Of course, another important aspect of model-building is what's called ecological validity, which basically means that the model needs to replicate the real world as much as possible. So, in addition to the model I illustrated earlier, we need to add several things that are operating in the real world of NFL football, but were absent earlier:
- As I mentioned in Part 1, the reality is that the earlier a team's pick in the 1st round, the better OL they're going to draft. In other words, pick number predicts 1st-round OL talent.
- Per NFL rules, the worse a team's record was the previous season, the higher their pick is in the following draft. So, previous year's win total predicts pick number.
- As of yet unmentioned, the reality of the NFL is that the more wins a team has one year, the fewer they have the next year. In other words, team wins exhibit regression to the mean from year to year -- pretty substantially so, actually. Therefore, previous year's win total predicts win change from one year to the next.
- Some OLs are better at pass protection, whereas others are better at run blocking. Similarly, some offense are better at passing, whereas others are better at running. In other words, passing and running are different animals in the real NFL world. Therefore, we should treat them differently when testing the theory by testing separate models. In other words, we'll test one model where the theory is that drafting 1st-round OLs indirectly predicts winning through improvements in pass protection and pass offense; and another where drafting 1st-round OLs indirectly predicts winning through improvements in run blocking and run offense.
Add these 4 things to the earlier model, and we arrive at a pretty comprehensive theory of how drafting OLs in the 1st round impacts win change:
This is the passing model. In the running model, ALY Change replaces ASR Change and Run OFF DVOA Change replaces Pass OFF DVOA Change. However, both models are based on the general theory that having a bad record means getting a better draft pick, which means drafting a better OL, which means better blocking, which means better OFF, which means more wins; with more wins also being directly influenced by the previous year's bad record. I think that's a pretty comprehensive theory-based model that resembles the real world reasonably well.
DESTINATION ANSWERSWORLD
I'm not going to bore you with any more details of statistical methodology. If you want to know more about how I got from the models above to the answers below, feel free to ask in the comments section. The important things to know are that, in SEM, what we want to find are (a) that the model fits the data well; and, if so, then (b) that the predictions in the model are statistically significant (i.e., not due to random chance). If the model fits the data well, it means the stats support the theory illustrated in the model. If it doesn't fit well, then the theory's not supported. If the theory's not supported, then we stop there.
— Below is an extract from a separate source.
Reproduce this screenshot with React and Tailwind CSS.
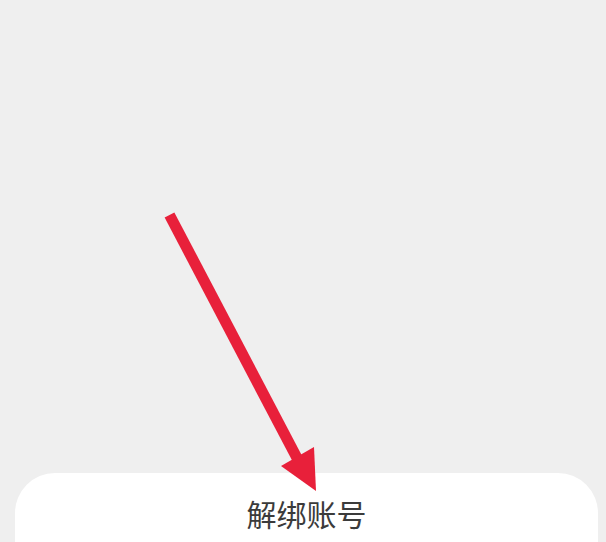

However, if the theory is supported, then we see whether the predictions in our theory held up against statistical scrutiny.
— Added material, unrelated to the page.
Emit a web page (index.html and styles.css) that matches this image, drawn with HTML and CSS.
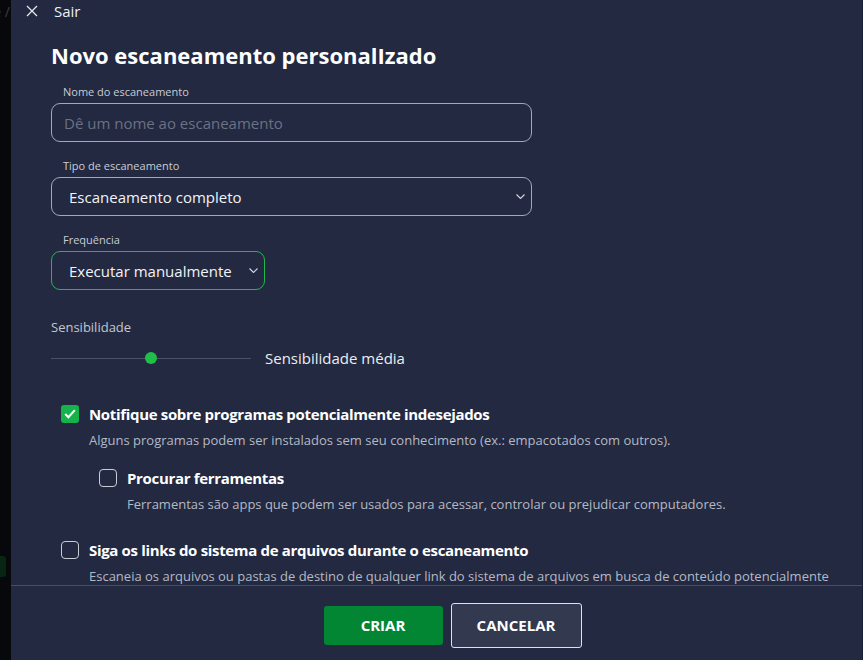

In total, I tested 6 models using data for teams who drafted 1st-round OLs who were full-time starters in a given year:
- Passing model for full-time starters in Year 1
- Running model for full-time starters in Year 1
- Passing model for full-time starters in Year 2
- Running model for full-time starters in Year 2
- Passing model for full-time starters in Year 3
- Running model for full-time starters in Year 3
First, here's what I found for the indirect impact of drafting 1st-round OLs on Year 1 win change:
- The passing model does not fit the data well, so our/the 49ers' front office's theory was not supported.
- The running model fit the data reasonably well, so the theory was somewhat supported. However, the only prediction that was not statistically significant was that drafting better 1st-round OLs leads to better run blocking.
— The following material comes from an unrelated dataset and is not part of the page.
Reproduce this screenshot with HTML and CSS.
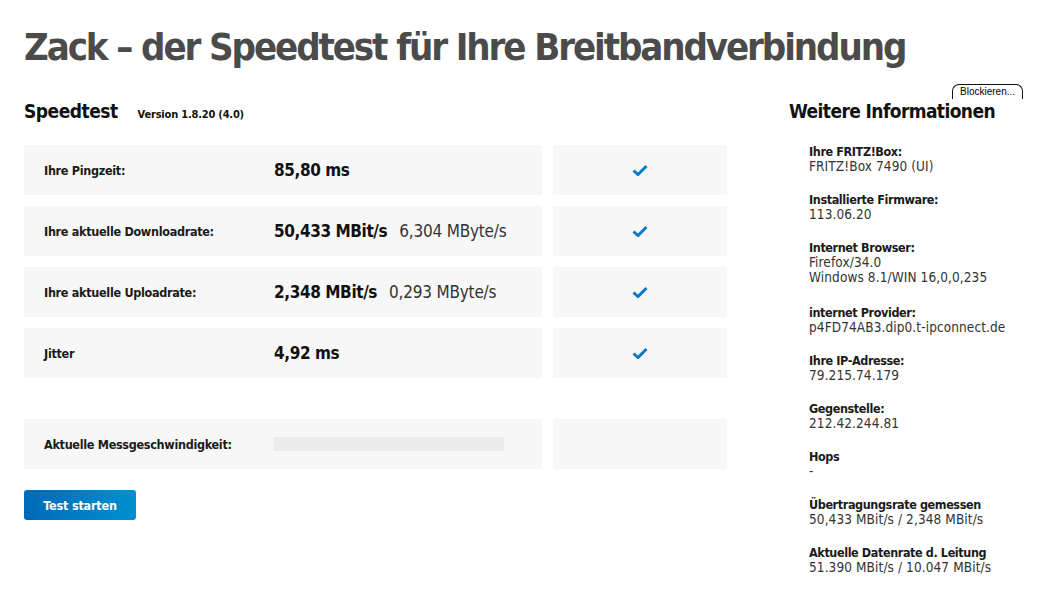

And here's what I found for Year 2:
- The passing model fits the data well, so the theory was supported. However, the only prediction that was not statistically significant was that drafting better 1st-round OLs predicts better pass protection.
- The running model does not fit the data well, so the theory was not supported.
Finally, here's what I found for Year 3:
- The passing model fits the data well, so the theory was supported. However, the only prediction that was not statistically significant was that drafting better 1st-round OLs predicts better pass protection.
- The running model fits the data well, so the theory was supported. All predictions in the model were statistically significant.
So, to put this all together, here's how I'd summarize my findings. First, in 4 out of the 6 models, there was at least some support for the general theory that drafting a 1st-round OL indirectly increases wins, with more support in Years 2 and 3 than in Year 1. However, only win improvements in Year 3 were predicted by specifically drafting better OLs, and only with respect to run blocking. In other words, in all cases except running in Year 3, the long, winding road from drafting an OL in April to win totals in January stopped abruptly at "Better-OLs-Means-Better-Blocking Avenue." Or, going along with the theme of this post, "Drafting Davis and Iupati will make the 49ers win more in 2010," got lost on its way from Whatworld to Whyworld.
TWO DISCLAIMERS
Given that I used a statistical technique not many people know about, I've purposefully postponed details of both the methods and the actual statistical results for the comments section. However, 2 things I'll say up front are that (a) SEM usually requires larger sample sizes than the one I used here, and (b) the models I tested obviously did not exhausted the entire Whyworld of factors at work here. However, the fact that 4 of the 6 models fit well and almost all of the model predictions were statistically significant despite the small sample sizes is de facto evidence that the theory (and the analysis) was not wholesale bunk. As far as factors I didn't account for, we can discuss that in the comments section.
BOTTOM LINE
So, if you survived that, or if you've just skipped directly to this section, here are the takeaway messages of this post:
- There's a descent amount of support for the general theory that drafting an OL in the 1st round indirectly leads to more wins through improved blocking and OFF. However, there's a slight problem. Only related to run blocking in Year 3 of the OL's career do improvements in blocking actually depend on the talent level of the OL himself.
- So, relating this back to the Niners...their fortunes from 2010-2011 will likely depend on their blocking and offense, but that's statistically likely whether Davis and Iupati end up being great OLs, good OLs, or just-plain OK OLs. In 2012, though, how good they are is going to matter statistically for the 49ers' run offense.
- I'm obviously a nerd with way too much time on my hands.